В глубь Дальнего Леса Дедал заезжал редко, обычно на день пути. На одной из знакомых полянок, в одном из десятка оговоренных заранее тайников забирал снадобья, оставлял деньги. Там же, на полянке, на третий год, летом и пришпилил к дубу арбалетным болтом любопытного соседушку. А нечего по чужим захоронкам лазить, да сдуру с вооруженным боевым арбалетом охотником в “кто скорее” играть. А запрет на арбалеты, он для дурных землероек, хороший охотник лук-однодеревку лишь для виду таскает. он только на птицу и кроликов годится. В лесном схроне у серьезного добытчика по тяжелому зверю всегда боевой арбалет найдется, а то и пара.

Вернувшись с охоты, Дедал ночь отдохнул, а днем, после завтрака, навестил вдову.
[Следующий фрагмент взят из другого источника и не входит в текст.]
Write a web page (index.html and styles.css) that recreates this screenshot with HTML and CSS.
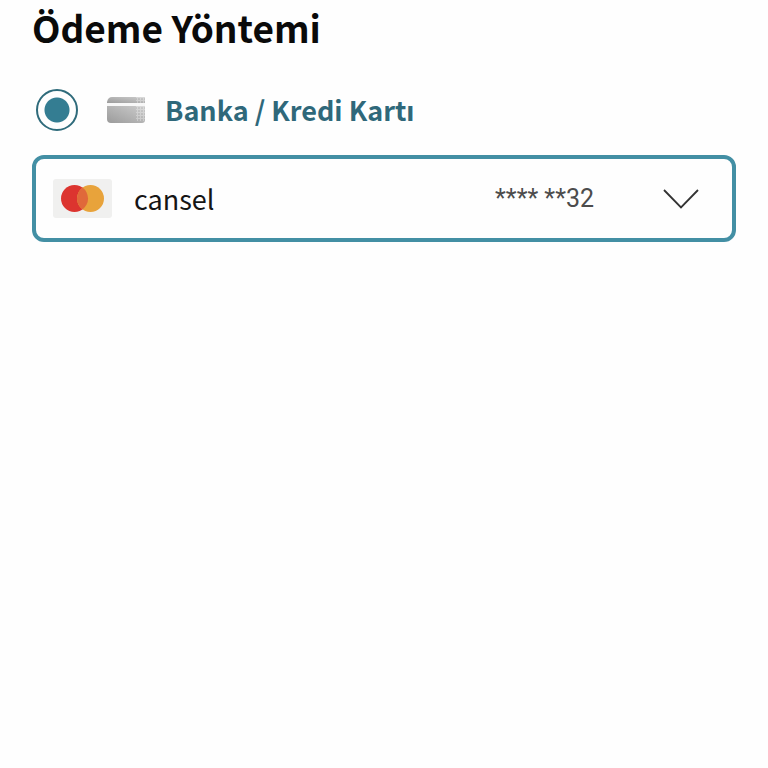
FILE: index.html
```html
<!DOCTYPE html>
<html lang="tr">
<head>
<meta charset="utf-8">
<meta name="viewport" content="width=device-width, initial-scale=1">
<title>Ödeme Yöntemi</title>
<link rel="stylesheet" href="styles.css">
</head>
<body>
<main class="payment">
  <h1 class="title">Ödeme Yöntemi</h1>
  <label class="method" for="card-method">
    <input class="radio" type="radio" id="card-method" name="method" checked>
    <svg class="card-icon" viewBox="0 0 38 26" aria-hidden="true">
      <defs>
        <linearGradient id="silver" x1="0" y1="1" x2="1" y2="0">
          <stop offset="0" stop-color="#9b9b9b"/>
          <stop offset="1" stop-color="#cccccc"/>
        </linearGradient>
        <pattern id="mesh" width="3" height="3" patternUnits="userSpaceOnUse">
          <path d="M0 .5H3M.5 0V3" stroke="#fff" stroke-width="1" opacity=".3"/>
        </pattern>
      </defs>
      <path d="M5 0H38V6H0V5Q1 0 5 0Z" fill="url(#silver)"/>
      <path d="M0 9H38V23Q38 26 35 26H4Q0 26 0 22Z" fill="url(#silver)"/>
      <path d="M0 6H38V9H0Z" fill="#f7f7f7"/>
      <path d="M29 0H38V6H29ZM29 9H38V24H29Z" fill="url(#mesh)"/>
    </svg>
    <span>Banka / Kredi Kartı</span>
  </label>
  <button class="card-select" type="button" aria-haspopup="listbox">
    <svg class="brand" viewBox="0 0 59 39" role="img" aria-label="Mastercard">
      <rect width="59" height="39" rx="3" fill="#f0f0ef"/>
      <circle cx="21.500" cy="19.500" r="13.500" fill="#dc342f"/>
      <circle cx="37.500" cy="19.500" r="13.500" fill="#e8a33b"/>
      <path d="M29.500 8.600A13.500 13.500 0 0 1 29.500 30.400A13.500 13.500 0 0 1 29.500 8.600Z" fill="#e0693a"/>
    </svg>
    <span class="holder">cansel</span>
    <span class="number">**** **32</span>
    <svg class="chevron" viewBox="0 0 36 20" aria-hidden="true">
      <path d="M1 1L18 18.500L35 1" fill="none" stroke="#333" stroke-width="1.800"/>
    </svg>
  </button>
</main>
</body>
</html>
```
FILE: styles.css
```css
* {
  box-sizing: border-box;
}

body {
  margin: 0;
  background: #fefefe;
  color: #0a0a0a;
  font-family: "Noto Sans CJK JP", "Noto Sans", sans-serif;
}

.payment {
  padding: 0 32px;
}

.title {
  margin: 0;
  font-size: 37px;
  font-weight: 700;
  line-height: 54px;
}

.method {
  display: flex;
  align-items: center;
  margin: 34px 0 23px 4px;
  color: #2f687a;
  font-size: 27px;
  font-weight: 700;
  line-height: 44px;
}

.radio {
  appearance: none;
  width: 42px;
  height: 42px;
  margin: 0;
  border: 2px solid #2f6b7b;
  border-radius: 50%;
  background: radial-gradient(circle, #347d92 12px, transparent 13px);
}

.card-icon {
  width: 38px;
  height: 26px;
  margin: 0 20px 0 29px;
}

.card-select {
  display: flex;
  align-items: center;
  width: 100%;
  padding: 20px 33px 20px 17px;
  border: 4px solid #438fa4;
  border-radius: 12px;
  background: #fefefe;
  color: #151515;
  font: inherit;
  font-size: 27px;
  line-height: 36px;
  text-align: left;
}

.brand {
  width: 59px;
  height: 39px;
}

.holder {
  flex: 1;
  margin-left: 22px;
}

.number {
  margin-right: 69px;
  color: #4c4c4c;
  font-family: Roboto, "Noto Sans", sans-serif;
  font-size: 25px;
}

.chevron {
  width: 36px;
  height: 20px;
}
```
Мелочь из избы выгнал, уселся по-хозяйски на самую широкую лавку и бросил к ногам обмершей от дурных предчувствий бабы мужнин сапог. Легкий тычок и баба, раззявившая для горестного крика рот, лишь беззвучно дергает грудью, пытаясь втянуть внезапно затвердевший воздух. Дедал зло смотрел на жадную, тупую курицу, угробившую собственного мужа. Он то только нажал на спуск хорошо отлаженного орудия смерти. Направил его на вора-подглядчика и привычно вдавил скобу.

Эта тупая грязная скотина полгода кормилась с его рук вместе с семьей и мужем-неумехой, деревенским посмешищем. А зимой придумка показалась такой хорошей. Курица сама не летает, а баба без надзору не живет, да еще и на сносях, не дело, когда хозяйство неделями без мужского пригляда на плечиках десятилетней девчонки. Старшенького просить, что козла в огород пускать без привязи, итак норовит каждый чужой медяк сосчитать.